Showing only the months where a metric went down (or up) makes a non-trend look like one. Always include the full range you have, or state clearly why you cropped.

3. Dual-axis scales chosen to deceive

Two lines on different scales can be made to fit any narrative. Either annotate the scales clearly or split into two charts.

4. Pie charts with too many slices

A 12-slice pie is unreadable. Use a bar chart; reserve pies for ≤ 5 slices with one clear majority.

The honest-chart checklist

✅ y-axis starts at 0 (or labelled if not)
✅ time range covers all available data
✅ categorical axes are sorted by value (not alphabetical)
✅ scales match across compared groups
✅ axes are labelled with units
✅ source + date appear in the caption
✅ a "this excludes X" note when relevant

Worked Example · Fix the Chart

12 min

Imagine a colleague drew this chart:

fig, ax = plt.subplots()
ax.bar(["Last year", "This year"], [99.5, 99.9])
ax.set_ylim(99, 100)
ax.set_title("Server uptime — doubled this year!")
plt.show()

The numbers are accurate; the chart is dishonest. set_ylim(99, 100) makes a 0.4-percentage-point change look enormous. The title doubled is wrong: 99.5 → 99.9 is a 0.4-point absolute improvement, not 2×.

Honest version

fig, ax = plt.subplots()
ax.bar(["Last year", "This year"], [99.5, 99.9],
       color=["#888", "#4a90e2"])
ax.set_ylim(0, 100)
ax.set_title("Server uptime — 0.4 pp improvement YoY")
ax.set_ylabel("% uptime")
for x, y in zip([0, 1], [99.5, 99.9]):
    ax.text(x, y + 0.5, f"{y}%", ha="center")
plt.show()

Read the diff

Two changes: y-axis 0-100 makes the bars look almost identical (they nearly are); the title now says what changed in plain terms. The honest version is less exciting — and more truthful. That trade-off is the job.

Audit Your Own Work

13 min

01 🟢 Re-read your data story

Open your Lesson 37 data story. Score each chart against the honest-chart checklist. Mark any failures.

02 🟡 Add a methodology box

Add a 4-sentence "methodology" section to the README: source, date range, what you cleaned, what you excluded.

03 🔴 Bias hunt

List three biases that could be in your dataset. For each, write one sentence on how to mitigate or disclose it.

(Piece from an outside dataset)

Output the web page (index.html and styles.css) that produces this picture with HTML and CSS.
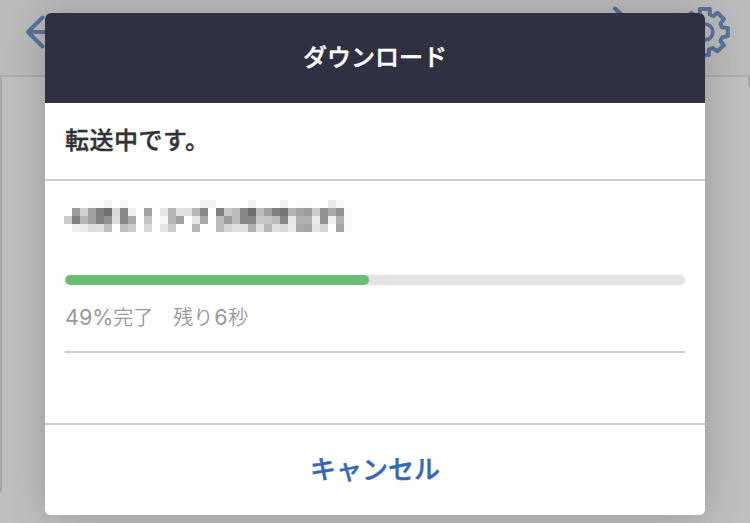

Mini-Challenge · The "No Story" Result

8 min

Sometimes the data shows nothing interesting. Practice: write a half-page report saying just that — the question, the analysis, the absence of a finding. Honest "no signal" is more valuable than dressed-up noise.

Recap

3 min

Five biases. Four misleading chart tricks. One checklist. Every chart you ship is a small ethical decision; you can either make it clearly or make it dramatic, and only one of those is fair to the reader.

Homework

4 min

Audit one published chart from a newspaper, magazine or company blog. List two things they did well and two things you would change. Submit your audit as a markdown file with the screenshot.